Some bands that formed in the United States during the late 1990s and remained active throughout the 2000s, such as Thursday, Thrice, and Poison the Well made screamo much more popular. Many of these bands took influence from the likes of Refused and At the Drive-In. By the mid-2000s, the over-saturation of the screamo scene caused many bands to purposefully expand past the genre’s trademarks and incorporate more experimental elements. Even bands that weren’t necessarily screamo would often use the style's characteristic guttural vocal style. Derek Miller, guitarist for the post-hardcore band Poison the Well, claimed that the term screamo "describes a thousand different genres." According to Jeff Mitchell of Iowa State Daily, "there is no set definition of what screamo sounds like but screaming over once deafeningly loud rocking noise and suddenly quiet, melodic guitar lines is a theme commonly affiliated with the genre." Juan Gabe, vocalist for the band Comadre, alleged that the term "has been kind of tainted in a way, especially in the States."
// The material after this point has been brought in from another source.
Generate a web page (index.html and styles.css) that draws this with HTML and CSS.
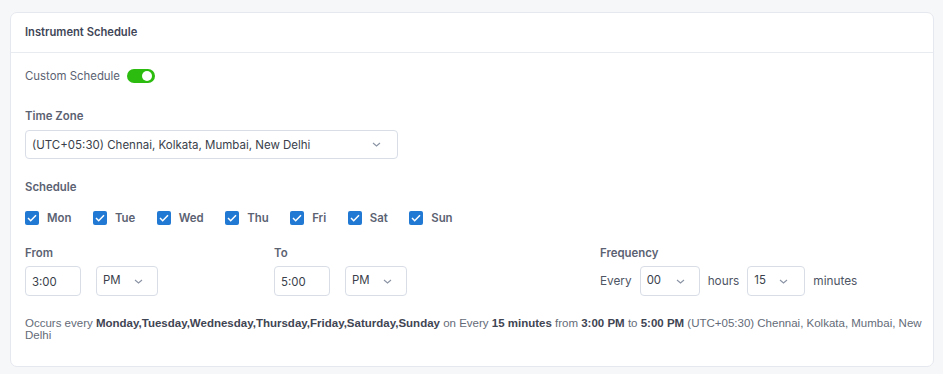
FILE: index.html
```html
<!DOCTYPE html>
<html lang="en">

<head>
    <meta charset="UTF-8">
    <meta name="viewport" content="width=device-width, initial-scale=1.0">
    <title>Instrument Schedule</title>
    <link rel="stylesheet" href="styles.css">
</head>

<body>
    <div class="card">
        <div class="card-header">Instrument Schedule</div>

        <div class="card-body">

            <!-- Custom schedule switch -->
            <div class="toggle-row">
                <span class="toggle-label">Custom Schedule</span>
                <span class="switch"><span class="knob"></span></span>
            </div>

            <!-- Time zone -->
            <div class="field tz-field">
                <p class="label">Time Zone</p>
                <div class="select select-tz">
                    <span>(UTC+05:30) Chennai, Kolkata, Mumbai, New Delhi</span>
                    <svg class="chevron" width="9" height="5" viewBox="0 0 9 5"><path d="M1 1l3.5 3L8 1" fill="none" stroke="#8a93a4" stroke-width="1.1"/></svg>
                </div>
            </div>

            <!-- Days -->
            <div class="field schedule-field">
                <p class="label">Schedule</p>
                <div class="days">
                    <label class="day"><span class="check"><svg width="10" height="8" viewBox="0 0 10 8"><path d="M1 4l2.7 2.7L9 1.2" fill="none" stroke="#fff" stroke-width="1.5"/></svg></span>Mon</label>
                    <label class="day"><span class="check"><svg width="10" height="8" viewBox="0 0 10 8"><path d="M1 4l2.7 2.7L9 1.2" fill="none" stroke="#fff" stroke-width="1.5"/></svg></span>Tue</label>
                    <label class="day"><span class="check"><svg width="10" height="8" viewBox="0 0 10 8"><path d="M1 4l2.7 2.7L9 1.2" fill="none" stroke="#fff" stroke-width="1.5"/></svg></span>Wed</label>
                    <label class="day"><span class="check"><svg width="10" height="8" viewBox="0 0 10 8"><path d="M1 4l2.7 2.7L9 1.2" fill="none" stroke="#fff" stroke-width="1.5"/></svg></span>Thu</label>
                    <label class="day"><span class="check"><svg width="10" height="8" viewBox="0 0 10 8"><path d="M1 4l2.7 2.7L9 1.2" fill="none" stroke="#fff" stroke-width="1.5"/></svg></span>Fri</label>
                    <label class="day"><span class="check"><svg width="10" height="8" viewBox="0 0 10 8"><path d="M1 4l2.7 2.7L9 1.2" fill="none" stroke="#fff" stroke-width="1.5"/></svg></span>Sat</label>
                    <label class="day"><span class="check"><svg width="10" height="8" viewBox="0 0 10 8"><path d="M1 4l2.7 2.7L9 1.2" fill="none" stroke="#fff" stroke-width="1.5"/></svg></span>Sun</label>
                </div>
            </div>

            <!-- From / To / Frequency -->
            <div class="time-grid">
                <div class="field">
                    <p class="label">From</p>
                    <div class="inline">
                        <div class="input time-input">3:00</div>
                        <div class="select select-ampm">
                            <span>PM</span>
                            <svg class="chevron" width="9" height="5" viewBox="0 0 9 5"><path d="M1 1l3.5 3L8 1" fill="none" stroke="#8a93a4" stroke-width="1.1"/></svg>
                        </div>
                    </div>
                </div>
                <div class="field">
                    <p class="label">To</p>
                    <div class="inline">
                        <div class="input time-input">5:00</div>
                        <div class="select select-ampm">
                            <span>PM</span>
                            <svg class="chevron" width="9" height="5" viewBox="0 0 9 5"><path d="M1 1l3.5 3L8 1" fill="none" stroke="#8a93a4" stroke-width="1.1"/></svg>
                        </div>
                    </div>
                </div>
                <div class="field">
                    <p class="label">Frequency</p>
                    <div class="inline freq">
                        <span class="word">Every</span>
                        <div class="select select-hours">
                            <span>00</span>
                            <svg class="chevron" width="9" height="5" viewBox="0 0 9 5"><path d="M1 1l3.5 3L8 1" fill="none" stroke="#8a93a4" stroke-width="1.1"/></svg>
                        </div>
                        <span class="word">hours</span>
                        <div class="select select-minutes">
                            <span>15</span>
                            <svg class="chevron" width="9" height="5" viewBox="0 0 9 5"><path d="M1 1l3.5 3L8 1" fill="none" stroke="#8a93a4" stroke-width="1.1"/></svg>
                        </div>
                        <span class="word">minutes</span>
                    </div>
                </div>
            </div>

            <p class="summary">Occurs every <b>Monday,Tuesday,Wednesday,Thursday,Friday,Saturday,Sunday</b> on Every <b>15 minutes</b> from <b>3:00 PM</b> to <b>5:00 PM</b> (UTC+05:30) Chennai, Kolkata, Mumbai, New Delhi</p>
        </div>
    </div>
</body>

</html>
```

FILE: styles.css
```css
body {
    margin: 0;
    background-color: #f6f7f9;
    font-family: Inter, "Noto Sans", sans-serif;
    font-size: 11.4px;
    color: #5b6272;
}

p {
    margin: 0;
}

.card {
    margin: 12px 9px 0 10px;
    background-color: #fff;
    border: solid 1px #e5e8ee;
    border-radius: 7px;
}

.card-header {
    height: 39px;
    line-height: 39px;
    padding: 0 14px;
    border-bottom: solid 1px #e8ebf0;
    font-weight: 600;
    font-size: 11.2px;
    color: #3f4657;
}

.card-body {
    padding: 16px 14px 25px;
}

.toggle-row {
    display: flex;
    align-items: center;
    height: 14px;
    gap: 7px;
}

.toggle-label {
    color: #5b6272;
}

.switch {
    position: relative;
    width: 28px;
    height: 14px;
    border-radius: 7px;
    background-color: #2cbc10;
}

.knob {
    position: absolute;
    top: 2px;
    right: 3px;
    width: 10px;
    height: 10px;
    border-radius: 50%;
    background-color: #fff;
}

.label {
    font-weight: 600;
    line-height: 16px;
    color: #5b6272;
}

.tz-field {
    margin-top: 25px;
}

.select,
.input {
    box-sizing: border-box;
    display: flex;
    align-items: center;
    border: solid 1px #d8dde6;
    border-radius: 4px;
    background-color: #fff;
    color: #3a3f4b;
    padding-left: 6px;
}

.select {
    justify-content: space-between;
}

.select-tz {
    margin-top: 6px;
    width: 373px;
    height: 29px;
    font-size: 11.5px;
    padding-right: 16px;
}

.schedule-field {
    margin-top: 20px;
}

.days {
    display: flex;
    margin-top: 16px;
}

.day {
    display: flex;
    align-items: center;
    gap: 8px;
    margin-right: 21.5px;
    font-weight: 600;
    color: #5b6272;
    line-height: 14px;
}

.check {
    display: flex;
    align-items: center;
    justify-content: center;
    width: 14px;
    height: 14px;
    border-radius: 2px;
    background-color: #2179d3;
}

.time-grid {
    display: grid;
    grid-template-columns: 249px 326px 1fr;
    margin-top: 20px;
}

.inline {
    display: flex;
    align-items: center;
    margin-top: 5px;
    gap: 15px;
}

.time-input {
    width: 56px;
    height: 30px;
    padding-top: 1px;
}

.select-ampm {
    width: 62px;
    height: 30px;
    padding-right: 14px;
    align-items: flex-start;
    padding-top: 6px;
}

.select-ampm .chevron,
.select-hours .chevron,
.select-minutes .chevron {
    margin-top: 6px;
}

.freq {
    gap: 8px;
}

.word {
    font-size: 11.8px;
    color: #4e5564;
}

.select-hours {
    width: 60px;
    height: 30px;
    padding-right: 14px;
    align-items: flex-start;
    padding-top: 6px;
}

.select-minutes {
    width: 58px;
    height: 30px;
    padding-right: 16px;
    align-items: flex-start;
    padding-top: 6px;
}

.summary {
    margin-top: 21px;
    margin-right: -8px;
    font-family: "Liberation Sans", Arial, sans-serif;
    font-size: 11.5px;
    line-height: 12px;
    color: #646b78;
}

.summary b {
    color: #3f4553;
}
```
As emo became more successful in the mid-1990s due to the rise of grunge, emo pop was developed by bands such as The Wrens, which pioneered a form of emo-pop on 1996's ''Secaucus'', and Weezer, which in 1996 released the definitive emo pop album ''Pinkerton''. Other bands which put out emo pop releases in the 90s included Sense Field, Jejune, Alkaline Trio, and The Get Up Kids. As emo became commercially successful in the early 2000s, the emo pop movement was birthed by Jimmy Eat World's 2001 release ''Bleed American'' and the success of that album's single "The Middle". Genre pioneers Weezer and The Wrens both saw great success in this new movement, the former with its release ''The Green Album'' and the latter with ''Meadowlands'', which "reinvented punk-pop for the new generation". As the genre coalesced, the record label Fueled by Ramen became a center of the movement, releasing platinum selling albums from bands like Fall Out Boy, Panic! at the Disco, and Paramore. Two main regional scenes developed; in Florida the scene was created by the label Fueled by Ramen and the band Dashboard Confessional, and in the Midwest emo-pop was promoted by Pete Wentz, whose band Fallout Boy rose to the front of the style in the mid-2000s. In 2008, the band Cash Cash released ''Take It to the Floor'', which Allmusic stated could be "the definitive statement of airheaded, glittery, and content-free emo-pop. Allmusic further stated that with this release "the transformation of emo from the expression of intensely felt, ripped-from-the-throat feelings played by bands directly influenced by post-punk and hardcore to mall-friendly Day-Glo pop played by kids who look about as authentic as the "punks" on an old episode of ''Quincy'' did back in the '70s was made pretty much complete with the release of Cash Cash's ''Take It to the Floor'' album."
The emo fashion is also recognized for its hairstyles. Popular looks include long side-swept bangs, sometimes covering one or both eyes. Also popular is hair that is straightened and dyed black. Bright colors, such as blue, pink, red, or bleached blond, are also typical as highlights in emo hairstyles. Short, choppy layers of hair are also common. This fashion has at times been characterized as a fad. In the early 2000s, emo fashion was associated with a clean cut look, but as the style spread to younger teenagers, the style has become darker, with long bangs and emphasis on the color black replacing sweater vests.
Emo has been associated with a stereotype that includes being particularly emotional, sensitive, shy, introverted, or angst-ridden. It has also been associated with depression, self-injury, and suicide.